La forme des signes des inscriptions protosinaïtiques présente d’une part des ressemblances avec les formes documentées dans les inscriptions protosinaïtiques, tandis que par ailleurs elle anticipe les formes de la future écriture phénicienne. Dans tous les cas, la forme des signes de ces inscriptions est variable et n’atteint pas les niveaux d’uniformité que l’on retrouvera par la suite dans l’écriture phènicienne. Il arrive que les signes soient écrits renversés et qu’ils présentent également un degré souvent différent de rotation; enfin, certains signes peuvent présenter des variations plus évidentes dans le développement de leur forme.

La direction de l’écriture n’est pas fixe et ainsi les inscriptions protocananéennes sont-elles parfois rédigées de droite à gauche, parfois de gauche à droite, ou bien verticalement.

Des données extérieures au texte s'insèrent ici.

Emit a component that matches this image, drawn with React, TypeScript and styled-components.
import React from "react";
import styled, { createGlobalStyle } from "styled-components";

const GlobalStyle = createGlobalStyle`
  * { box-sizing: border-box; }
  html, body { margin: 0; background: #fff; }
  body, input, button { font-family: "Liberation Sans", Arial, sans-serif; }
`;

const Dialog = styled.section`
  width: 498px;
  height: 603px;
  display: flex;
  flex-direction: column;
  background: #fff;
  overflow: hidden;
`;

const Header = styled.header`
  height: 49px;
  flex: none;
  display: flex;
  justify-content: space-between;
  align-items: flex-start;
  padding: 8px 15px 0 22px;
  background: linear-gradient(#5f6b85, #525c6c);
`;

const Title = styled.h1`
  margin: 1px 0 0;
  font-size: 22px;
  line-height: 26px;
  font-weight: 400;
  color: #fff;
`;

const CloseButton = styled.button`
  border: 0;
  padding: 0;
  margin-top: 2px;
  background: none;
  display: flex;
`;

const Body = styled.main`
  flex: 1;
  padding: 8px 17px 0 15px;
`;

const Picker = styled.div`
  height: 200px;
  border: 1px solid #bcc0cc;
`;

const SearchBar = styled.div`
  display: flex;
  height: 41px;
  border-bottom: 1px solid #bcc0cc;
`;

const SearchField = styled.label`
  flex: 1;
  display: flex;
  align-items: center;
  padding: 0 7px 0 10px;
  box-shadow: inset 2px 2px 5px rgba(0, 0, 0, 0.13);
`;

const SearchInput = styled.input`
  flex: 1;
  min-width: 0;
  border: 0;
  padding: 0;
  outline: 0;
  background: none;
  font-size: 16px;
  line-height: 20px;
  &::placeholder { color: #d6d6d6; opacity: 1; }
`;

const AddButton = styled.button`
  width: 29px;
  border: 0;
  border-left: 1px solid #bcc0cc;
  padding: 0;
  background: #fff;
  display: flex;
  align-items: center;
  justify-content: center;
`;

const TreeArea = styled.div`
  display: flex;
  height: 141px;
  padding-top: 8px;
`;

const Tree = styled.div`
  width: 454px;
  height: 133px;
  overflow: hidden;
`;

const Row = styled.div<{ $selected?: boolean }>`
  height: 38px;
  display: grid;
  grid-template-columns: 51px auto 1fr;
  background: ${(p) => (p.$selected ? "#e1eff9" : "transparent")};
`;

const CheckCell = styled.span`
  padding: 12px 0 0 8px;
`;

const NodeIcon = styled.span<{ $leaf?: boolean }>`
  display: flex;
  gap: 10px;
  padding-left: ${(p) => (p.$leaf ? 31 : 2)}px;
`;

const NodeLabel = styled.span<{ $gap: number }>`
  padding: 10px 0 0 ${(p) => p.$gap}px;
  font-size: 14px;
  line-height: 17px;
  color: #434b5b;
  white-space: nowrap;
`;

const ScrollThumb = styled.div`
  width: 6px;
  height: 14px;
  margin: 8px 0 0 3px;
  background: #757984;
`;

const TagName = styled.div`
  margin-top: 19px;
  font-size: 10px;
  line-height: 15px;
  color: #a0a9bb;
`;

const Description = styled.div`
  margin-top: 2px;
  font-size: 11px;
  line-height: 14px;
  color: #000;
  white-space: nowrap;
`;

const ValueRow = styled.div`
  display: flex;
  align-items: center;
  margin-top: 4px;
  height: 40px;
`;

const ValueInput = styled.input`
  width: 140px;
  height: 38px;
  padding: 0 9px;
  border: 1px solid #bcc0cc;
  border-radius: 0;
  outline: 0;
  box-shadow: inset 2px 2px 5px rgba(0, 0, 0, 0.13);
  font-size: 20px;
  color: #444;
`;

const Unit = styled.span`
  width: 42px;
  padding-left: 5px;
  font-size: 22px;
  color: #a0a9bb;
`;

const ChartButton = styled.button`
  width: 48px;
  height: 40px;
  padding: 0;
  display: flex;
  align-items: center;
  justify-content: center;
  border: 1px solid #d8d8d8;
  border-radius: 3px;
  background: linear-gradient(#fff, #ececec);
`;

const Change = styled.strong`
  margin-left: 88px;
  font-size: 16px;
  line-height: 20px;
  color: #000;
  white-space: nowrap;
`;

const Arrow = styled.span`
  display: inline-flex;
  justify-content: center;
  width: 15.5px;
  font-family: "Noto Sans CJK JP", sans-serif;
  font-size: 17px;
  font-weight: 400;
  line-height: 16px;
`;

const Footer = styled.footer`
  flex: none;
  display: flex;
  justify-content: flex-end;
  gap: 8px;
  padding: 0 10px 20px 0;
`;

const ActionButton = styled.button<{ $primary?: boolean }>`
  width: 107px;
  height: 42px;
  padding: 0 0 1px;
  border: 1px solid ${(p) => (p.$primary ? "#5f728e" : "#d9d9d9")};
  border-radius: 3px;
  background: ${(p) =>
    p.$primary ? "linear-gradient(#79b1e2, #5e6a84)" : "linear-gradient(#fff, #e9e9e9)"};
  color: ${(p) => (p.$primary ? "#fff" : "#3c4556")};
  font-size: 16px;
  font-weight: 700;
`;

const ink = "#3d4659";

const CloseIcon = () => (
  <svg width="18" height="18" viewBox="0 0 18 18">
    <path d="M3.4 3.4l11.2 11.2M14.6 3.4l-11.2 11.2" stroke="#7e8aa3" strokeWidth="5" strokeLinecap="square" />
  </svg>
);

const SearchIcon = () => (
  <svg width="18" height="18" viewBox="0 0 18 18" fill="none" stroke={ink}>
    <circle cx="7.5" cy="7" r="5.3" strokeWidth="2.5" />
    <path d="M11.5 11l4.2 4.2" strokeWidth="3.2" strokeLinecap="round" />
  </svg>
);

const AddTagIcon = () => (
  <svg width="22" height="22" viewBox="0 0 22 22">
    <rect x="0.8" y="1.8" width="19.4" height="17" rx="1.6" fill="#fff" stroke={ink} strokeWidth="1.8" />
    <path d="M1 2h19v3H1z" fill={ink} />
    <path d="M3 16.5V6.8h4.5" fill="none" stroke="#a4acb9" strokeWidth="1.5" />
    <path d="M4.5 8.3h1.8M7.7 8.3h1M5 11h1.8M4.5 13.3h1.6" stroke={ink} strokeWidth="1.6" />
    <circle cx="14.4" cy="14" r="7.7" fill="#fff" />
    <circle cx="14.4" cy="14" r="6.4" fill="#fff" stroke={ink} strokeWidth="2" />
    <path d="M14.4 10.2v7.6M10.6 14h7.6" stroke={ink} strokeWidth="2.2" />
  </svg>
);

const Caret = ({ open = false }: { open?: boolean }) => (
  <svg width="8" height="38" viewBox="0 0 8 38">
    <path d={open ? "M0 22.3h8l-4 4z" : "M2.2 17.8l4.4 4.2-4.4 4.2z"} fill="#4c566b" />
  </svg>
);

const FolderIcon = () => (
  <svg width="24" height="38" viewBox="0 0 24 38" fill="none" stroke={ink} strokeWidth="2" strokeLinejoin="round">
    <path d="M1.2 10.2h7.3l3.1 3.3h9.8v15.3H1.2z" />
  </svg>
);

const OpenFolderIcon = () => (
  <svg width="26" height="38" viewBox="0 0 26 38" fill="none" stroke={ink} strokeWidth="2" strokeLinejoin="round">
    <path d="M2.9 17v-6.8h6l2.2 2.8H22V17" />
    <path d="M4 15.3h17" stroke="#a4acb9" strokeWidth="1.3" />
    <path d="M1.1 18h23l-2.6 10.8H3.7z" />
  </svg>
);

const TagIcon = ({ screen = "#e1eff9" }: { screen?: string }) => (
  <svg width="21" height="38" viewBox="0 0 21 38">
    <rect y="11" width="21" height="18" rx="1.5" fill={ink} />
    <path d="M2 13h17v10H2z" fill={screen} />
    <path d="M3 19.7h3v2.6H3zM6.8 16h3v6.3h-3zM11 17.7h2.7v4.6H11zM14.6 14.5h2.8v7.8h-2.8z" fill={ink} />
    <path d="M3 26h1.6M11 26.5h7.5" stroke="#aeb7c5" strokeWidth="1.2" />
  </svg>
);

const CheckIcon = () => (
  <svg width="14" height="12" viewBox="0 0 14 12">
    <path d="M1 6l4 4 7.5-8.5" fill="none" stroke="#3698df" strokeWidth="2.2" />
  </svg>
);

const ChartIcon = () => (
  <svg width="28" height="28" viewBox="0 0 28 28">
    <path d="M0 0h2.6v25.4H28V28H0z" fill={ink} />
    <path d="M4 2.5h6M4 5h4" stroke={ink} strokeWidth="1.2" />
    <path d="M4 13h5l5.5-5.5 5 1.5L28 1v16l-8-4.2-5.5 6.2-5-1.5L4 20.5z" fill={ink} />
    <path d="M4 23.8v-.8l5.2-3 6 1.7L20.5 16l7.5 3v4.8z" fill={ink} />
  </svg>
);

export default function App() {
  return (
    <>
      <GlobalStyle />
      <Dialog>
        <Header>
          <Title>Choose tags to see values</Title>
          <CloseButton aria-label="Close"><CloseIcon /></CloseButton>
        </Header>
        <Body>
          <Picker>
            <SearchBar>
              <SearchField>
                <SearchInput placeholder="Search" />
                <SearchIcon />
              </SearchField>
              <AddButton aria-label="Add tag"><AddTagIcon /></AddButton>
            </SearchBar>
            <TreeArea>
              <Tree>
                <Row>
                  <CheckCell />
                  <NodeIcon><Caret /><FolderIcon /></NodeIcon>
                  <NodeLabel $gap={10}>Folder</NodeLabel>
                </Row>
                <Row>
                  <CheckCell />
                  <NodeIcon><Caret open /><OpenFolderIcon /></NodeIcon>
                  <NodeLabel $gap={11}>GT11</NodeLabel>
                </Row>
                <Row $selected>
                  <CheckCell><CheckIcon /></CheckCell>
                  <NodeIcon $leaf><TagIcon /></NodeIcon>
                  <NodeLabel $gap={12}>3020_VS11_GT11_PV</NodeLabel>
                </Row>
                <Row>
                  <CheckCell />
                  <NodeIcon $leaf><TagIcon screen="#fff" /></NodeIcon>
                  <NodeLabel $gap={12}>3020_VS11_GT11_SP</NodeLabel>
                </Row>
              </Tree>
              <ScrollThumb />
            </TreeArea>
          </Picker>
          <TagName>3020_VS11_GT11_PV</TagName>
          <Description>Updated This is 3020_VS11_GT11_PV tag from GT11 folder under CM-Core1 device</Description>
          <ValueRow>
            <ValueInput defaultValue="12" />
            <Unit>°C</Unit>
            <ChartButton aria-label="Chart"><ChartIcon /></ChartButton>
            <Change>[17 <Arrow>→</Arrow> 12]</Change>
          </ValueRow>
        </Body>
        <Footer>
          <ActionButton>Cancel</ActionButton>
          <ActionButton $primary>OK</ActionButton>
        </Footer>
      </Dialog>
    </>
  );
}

Selon J. Naveh (1987, 42), le passage de l’écriture protocananéenne à l’écriture phénicienne a eu lieu “au milieu du XIe siècle av. J.-C.”, lorsque les signes et la direction se stabilisèrent d’une manière pratiquement définitive. Si l’on tient compte de plusieurs découvertes récentes (entre autre l’alphabet de Tel Zayit, l’ostrakon de Khirbet Qeiyafa, le fragment de pithos provenant de l’Ophel), cette date doit être ramenée selon toute probabilité au début du Xe siècle av. J.-C., car sur ces documents figurent des signes pas encore totalement standardisés.

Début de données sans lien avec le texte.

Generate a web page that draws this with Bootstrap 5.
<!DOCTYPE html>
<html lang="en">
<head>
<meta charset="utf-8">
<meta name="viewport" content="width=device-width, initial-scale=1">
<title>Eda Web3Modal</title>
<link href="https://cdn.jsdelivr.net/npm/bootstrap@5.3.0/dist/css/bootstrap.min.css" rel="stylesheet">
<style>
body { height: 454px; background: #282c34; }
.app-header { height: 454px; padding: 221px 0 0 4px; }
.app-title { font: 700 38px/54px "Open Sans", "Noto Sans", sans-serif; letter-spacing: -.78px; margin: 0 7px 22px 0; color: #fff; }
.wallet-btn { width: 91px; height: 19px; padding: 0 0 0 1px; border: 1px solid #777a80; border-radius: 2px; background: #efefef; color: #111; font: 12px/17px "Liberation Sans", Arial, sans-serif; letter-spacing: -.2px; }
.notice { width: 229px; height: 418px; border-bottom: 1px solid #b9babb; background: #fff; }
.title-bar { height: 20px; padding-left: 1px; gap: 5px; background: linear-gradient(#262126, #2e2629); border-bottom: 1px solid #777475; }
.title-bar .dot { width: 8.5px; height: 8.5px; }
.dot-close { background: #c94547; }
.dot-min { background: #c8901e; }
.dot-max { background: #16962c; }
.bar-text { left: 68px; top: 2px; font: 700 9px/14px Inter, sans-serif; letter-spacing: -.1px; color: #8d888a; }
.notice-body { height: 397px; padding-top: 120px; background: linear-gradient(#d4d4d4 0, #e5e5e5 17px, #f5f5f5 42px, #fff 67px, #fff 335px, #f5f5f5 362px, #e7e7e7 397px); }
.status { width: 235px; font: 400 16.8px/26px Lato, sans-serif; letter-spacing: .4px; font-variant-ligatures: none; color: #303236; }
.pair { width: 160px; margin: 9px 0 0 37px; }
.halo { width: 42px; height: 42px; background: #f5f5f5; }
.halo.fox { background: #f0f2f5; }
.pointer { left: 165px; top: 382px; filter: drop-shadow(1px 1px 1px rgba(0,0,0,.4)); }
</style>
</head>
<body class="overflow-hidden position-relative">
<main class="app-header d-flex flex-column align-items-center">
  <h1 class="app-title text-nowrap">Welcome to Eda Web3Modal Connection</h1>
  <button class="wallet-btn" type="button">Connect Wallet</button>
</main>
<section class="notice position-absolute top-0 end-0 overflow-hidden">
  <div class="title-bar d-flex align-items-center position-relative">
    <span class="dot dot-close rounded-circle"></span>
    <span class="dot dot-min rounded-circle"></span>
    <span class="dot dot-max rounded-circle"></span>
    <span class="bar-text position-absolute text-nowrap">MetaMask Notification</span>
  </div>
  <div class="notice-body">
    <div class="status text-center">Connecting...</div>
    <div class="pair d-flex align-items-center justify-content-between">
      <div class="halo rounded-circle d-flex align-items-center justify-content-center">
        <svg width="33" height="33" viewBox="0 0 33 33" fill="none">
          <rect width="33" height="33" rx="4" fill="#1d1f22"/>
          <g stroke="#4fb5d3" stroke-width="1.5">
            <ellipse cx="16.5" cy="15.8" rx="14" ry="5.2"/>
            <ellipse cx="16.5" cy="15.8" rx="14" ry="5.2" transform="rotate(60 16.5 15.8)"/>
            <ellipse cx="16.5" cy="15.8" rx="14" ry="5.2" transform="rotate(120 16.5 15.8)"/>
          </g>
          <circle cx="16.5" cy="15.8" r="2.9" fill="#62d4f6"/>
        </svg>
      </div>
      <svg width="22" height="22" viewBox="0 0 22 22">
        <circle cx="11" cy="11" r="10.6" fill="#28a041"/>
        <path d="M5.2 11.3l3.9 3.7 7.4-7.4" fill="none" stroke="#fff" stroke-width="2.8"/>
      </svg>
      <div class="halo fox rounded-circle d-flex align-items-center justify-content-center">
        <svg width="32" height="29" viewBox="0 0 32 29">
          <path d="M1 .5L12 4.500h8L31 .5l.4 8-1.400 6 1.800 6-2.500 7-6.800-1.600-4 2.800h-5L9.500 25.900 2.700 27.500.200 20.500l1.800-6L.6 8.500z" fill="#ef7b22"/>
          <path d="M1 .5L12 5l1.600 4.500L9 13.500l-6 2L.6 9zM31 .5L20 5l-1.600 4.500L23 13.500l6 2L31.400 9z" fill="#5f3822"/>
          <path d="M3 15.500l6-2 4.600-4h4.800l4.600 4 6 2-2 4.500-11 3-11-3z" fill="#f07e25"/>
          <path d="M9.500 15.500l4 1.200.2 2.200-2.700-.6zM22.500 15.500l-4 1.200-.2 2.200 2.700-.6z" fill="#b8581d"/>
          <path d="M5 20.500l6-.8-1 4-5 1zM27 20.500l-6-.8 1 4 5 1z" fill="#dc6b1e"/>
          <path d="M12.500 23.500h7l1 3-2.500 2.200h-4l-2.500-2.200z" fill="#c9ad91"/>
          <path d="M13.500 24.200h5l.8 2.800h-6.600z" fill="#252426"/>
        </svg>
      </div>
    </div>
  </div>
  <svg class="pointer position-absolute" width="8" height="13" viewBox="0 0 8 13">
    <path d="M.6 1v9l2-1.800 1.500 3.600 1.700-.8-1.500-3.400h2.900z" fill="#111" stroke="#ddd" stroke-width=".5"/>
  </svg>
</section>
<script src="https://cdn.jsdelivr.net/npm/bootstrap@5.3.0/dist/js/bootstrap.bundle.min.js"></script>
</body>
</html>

Tentatives de déchiffrement

Le nombre réduit d’inscriptions qu’il nous est donné de connaître, ainsi que leur brièveté, empêchent d’arriver à un déchiffrement complet de l’écriture protocananéenne. Il ne fait guère de doute que ces inscriptions sont rédigées dans la variété locale de la langue sémitique nord-occidentale parlée par leurs auteurs respectifs au cours du IIe millénaire av. J.-C., mais il est impossible d’ajouter quoi que ce soit à ce sujet. Chacune des tentatives de lecture des inscriptions a été menée en tenant compte de cette hypothèse.

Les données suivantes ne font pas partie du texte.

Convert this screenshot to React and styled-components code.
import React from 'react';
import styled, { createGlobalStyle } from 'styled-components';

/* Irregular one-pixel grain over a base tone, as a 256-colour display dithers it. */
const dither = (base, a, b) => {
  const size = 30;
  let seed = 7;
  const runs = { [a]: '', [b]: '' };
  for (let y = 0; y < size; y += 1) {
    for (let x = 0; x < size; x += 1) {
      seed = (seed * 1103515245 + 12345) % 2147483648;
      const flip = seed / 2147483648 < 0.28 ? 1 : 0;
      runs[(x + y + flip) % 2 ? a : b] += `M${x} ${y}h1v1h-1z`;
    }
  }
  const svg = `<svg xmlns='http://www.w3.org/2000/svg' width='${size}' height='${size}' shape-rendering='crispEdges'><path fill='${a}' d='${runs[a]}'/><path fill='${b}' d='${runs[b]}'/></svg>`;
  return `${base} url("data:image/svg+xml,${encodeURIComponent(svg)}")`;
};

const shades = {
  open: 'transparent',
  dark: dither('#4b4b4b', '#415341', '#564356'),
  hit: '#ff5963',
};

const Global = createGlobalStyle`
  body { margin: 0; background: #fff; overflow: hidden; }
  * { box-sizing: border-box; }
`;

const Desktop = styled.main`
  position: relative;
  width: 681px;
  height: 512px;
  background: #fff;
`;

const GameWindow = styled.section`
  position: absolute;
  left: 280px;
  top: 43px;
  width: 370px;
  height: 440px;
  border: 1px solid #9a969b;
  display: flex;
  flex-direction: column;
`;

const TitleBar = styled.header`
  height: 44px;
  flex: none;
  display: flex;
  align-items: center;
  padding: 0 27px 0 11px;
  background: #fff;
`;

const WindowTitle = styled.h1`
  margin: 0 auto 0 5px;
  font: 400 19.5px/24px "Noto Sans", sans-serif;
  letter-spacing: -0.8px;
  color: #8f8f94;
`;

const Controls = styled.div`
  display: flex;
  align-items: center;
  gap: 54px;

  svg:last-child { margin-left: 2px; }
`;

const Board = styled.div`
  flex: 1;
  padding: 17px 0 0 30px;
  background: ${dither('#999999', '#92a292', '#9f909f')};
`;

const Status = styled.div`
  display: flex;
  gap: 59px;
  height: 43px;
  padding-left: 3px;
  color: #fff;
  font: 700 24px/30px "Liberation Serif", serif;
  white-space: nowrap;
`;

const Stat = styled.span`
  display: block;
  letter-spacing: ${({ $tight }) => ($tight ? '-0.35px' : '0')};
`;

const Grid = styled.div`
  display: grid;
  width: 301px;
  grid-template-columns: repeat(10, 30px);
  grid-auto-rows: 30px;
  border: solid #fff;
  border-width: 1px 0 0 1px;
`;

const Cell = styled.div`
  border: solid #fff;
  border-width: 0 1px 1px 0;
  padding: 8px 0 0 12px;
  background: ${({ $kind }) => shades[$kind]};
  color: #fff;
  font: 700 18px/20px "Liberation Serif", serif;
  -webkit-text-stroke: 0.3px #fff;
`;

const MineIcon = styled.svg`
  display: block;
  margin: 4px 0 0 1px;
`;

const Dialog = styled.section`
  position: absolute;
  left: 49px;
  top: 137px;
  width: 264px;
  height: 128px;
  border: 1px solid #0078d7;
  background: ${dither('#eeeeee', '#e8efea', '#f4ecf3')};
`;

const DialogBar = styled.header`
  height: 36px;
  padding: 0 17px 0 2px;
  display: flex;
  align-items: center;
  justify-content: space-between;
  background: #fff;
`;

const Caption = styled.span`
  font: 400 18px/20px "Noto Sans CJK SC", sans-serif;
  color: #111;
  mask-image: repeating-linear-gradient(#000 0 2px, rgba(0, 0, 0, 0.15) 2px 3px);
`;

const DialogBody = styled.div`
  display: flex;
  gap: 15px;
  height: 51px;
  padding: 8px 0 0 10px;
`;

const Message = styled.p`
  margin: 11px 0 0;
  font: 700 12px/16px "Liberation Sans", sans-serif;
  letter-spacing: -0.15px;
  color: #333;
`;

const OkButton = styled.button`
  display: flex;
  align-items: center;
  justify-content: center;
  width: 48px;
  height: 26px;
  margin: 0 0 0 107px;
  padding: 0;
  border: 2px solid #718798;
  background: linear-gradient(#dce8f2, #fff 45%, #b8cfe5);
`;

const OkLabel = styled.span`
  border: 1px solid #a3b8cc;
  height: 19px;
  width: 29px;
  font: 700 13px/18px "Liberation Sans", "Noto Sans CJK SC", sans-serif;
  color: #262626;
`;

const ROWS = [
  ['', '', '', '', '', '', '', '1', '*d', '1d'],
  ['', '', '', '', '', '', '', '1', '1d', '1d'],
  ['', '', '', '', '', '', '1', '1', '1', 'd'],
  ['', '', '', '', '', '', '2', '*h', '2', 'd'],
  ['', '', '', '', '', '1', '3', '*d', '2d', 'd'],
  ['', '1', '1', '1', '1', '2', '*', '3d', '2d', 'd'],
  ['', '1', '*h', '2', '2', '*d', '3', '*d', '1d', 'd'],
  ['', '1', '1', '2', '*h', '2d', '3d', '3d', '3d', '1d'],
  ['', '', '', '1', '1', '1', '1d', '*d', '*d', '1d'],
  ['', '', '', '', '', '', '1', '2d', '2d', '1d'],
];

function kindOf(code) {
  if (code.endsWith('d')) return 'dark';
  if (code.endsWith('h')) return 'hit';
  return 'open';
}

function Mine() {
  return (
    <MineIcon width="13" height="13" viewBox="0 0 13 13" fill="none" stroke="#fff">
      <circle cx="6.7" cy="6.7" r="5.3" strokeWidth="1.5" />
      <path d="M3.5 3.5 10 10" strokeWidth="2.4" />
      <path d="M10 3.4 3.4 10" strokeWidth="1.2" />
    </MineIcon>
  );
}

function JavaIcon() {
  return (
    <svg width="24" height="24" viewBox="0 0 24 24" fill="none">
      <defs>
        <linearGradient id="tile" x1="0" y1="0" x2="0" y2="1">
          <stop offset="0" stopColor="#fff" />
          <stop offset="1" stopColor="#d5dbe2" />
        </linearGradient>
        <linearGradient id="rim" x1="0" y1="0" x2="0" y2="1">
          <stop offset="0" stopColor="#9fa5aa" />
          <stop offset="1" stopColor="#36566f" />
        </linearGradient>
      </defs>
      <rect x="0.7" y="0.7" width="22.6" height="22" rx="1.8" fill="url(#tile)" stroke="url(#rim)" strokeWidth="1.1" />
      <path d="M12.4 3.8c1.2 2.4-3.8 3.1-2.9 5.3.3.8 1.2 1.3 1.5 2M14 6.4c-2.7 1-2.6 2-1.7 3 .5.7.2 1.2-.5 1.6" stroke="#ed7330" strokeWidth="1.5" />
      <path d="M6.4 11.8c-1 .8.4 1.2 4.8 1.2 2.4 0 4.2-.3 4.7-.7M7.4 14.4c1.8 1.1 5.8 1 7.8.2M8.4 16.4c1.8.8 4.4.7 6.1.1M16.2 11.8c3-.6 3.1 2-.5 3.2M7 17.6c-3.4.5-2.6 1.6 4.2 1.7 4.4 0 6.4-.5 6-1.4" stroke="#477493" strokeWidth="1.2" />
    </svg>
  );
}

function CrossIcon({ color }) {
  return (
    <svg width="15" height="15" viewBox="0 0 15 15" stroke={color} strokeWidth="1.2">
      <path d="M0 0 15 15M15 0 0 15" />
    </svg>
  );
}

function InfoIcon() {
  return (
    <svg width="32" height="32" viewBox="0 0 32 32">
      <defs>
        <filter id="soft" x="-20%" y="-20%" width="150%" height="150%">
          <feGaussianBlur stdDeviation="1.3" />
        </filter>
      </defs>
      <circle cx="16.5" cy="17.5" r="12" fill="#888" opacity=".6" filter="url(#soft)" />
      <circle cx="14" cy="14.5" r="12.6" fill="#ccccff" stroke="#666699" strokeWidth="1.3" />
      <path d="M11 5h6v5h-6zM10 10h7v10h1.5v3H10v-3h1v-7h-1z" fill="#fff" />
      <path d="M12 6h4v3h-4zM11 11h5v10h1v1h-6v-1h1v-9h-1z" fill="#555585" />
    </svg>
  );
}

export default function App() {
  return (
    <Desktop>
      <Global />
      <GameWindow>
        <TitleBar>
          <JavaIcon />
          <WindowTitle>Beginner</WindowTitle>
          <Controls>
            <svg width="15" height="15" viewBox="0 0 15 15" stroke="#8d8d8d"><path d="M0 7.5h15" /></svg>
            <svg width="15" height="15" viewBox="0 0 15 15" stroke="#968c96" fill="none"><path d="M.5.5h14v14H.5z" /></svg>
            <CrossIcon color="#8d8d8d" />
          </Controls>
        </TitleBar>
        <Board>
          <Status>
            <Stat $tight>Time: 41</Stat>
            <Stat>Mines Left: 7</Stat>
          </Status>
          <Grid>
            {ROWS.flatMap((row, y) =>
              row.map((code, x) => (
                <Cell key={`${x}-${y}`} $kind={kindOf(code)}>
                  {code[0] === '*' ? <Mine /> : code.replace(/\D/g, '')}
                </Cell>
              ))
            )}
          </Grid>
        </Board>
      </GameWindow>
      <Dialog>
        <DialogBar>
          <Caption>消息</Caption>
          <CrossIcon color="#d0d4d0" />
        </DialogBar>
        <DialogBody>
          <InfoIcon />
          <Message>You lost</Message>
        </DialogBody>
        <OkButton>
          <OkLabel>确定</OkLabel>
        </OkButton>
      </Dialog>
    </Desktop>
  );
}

D’un point de vue épigraphique, les deux inscriptions qui nous ont livré la liste presque complète de chaque signe ont une importance capitale. Il s’agit de l’ostrakon d’Izbet Ṣarṭah, un exercice écrit en cinq langues contenant de nombreuses imprécisions et utilisé peut-être pour écrire une langue non sémitique, et de l’abécédaire provenant de Tel Zayit, une inscription de deux lignes incisée sur pierre, datable du Xe siècle av. J.-C., présentant des caractères très proches de ceux de l’écriture hébreu postérieure.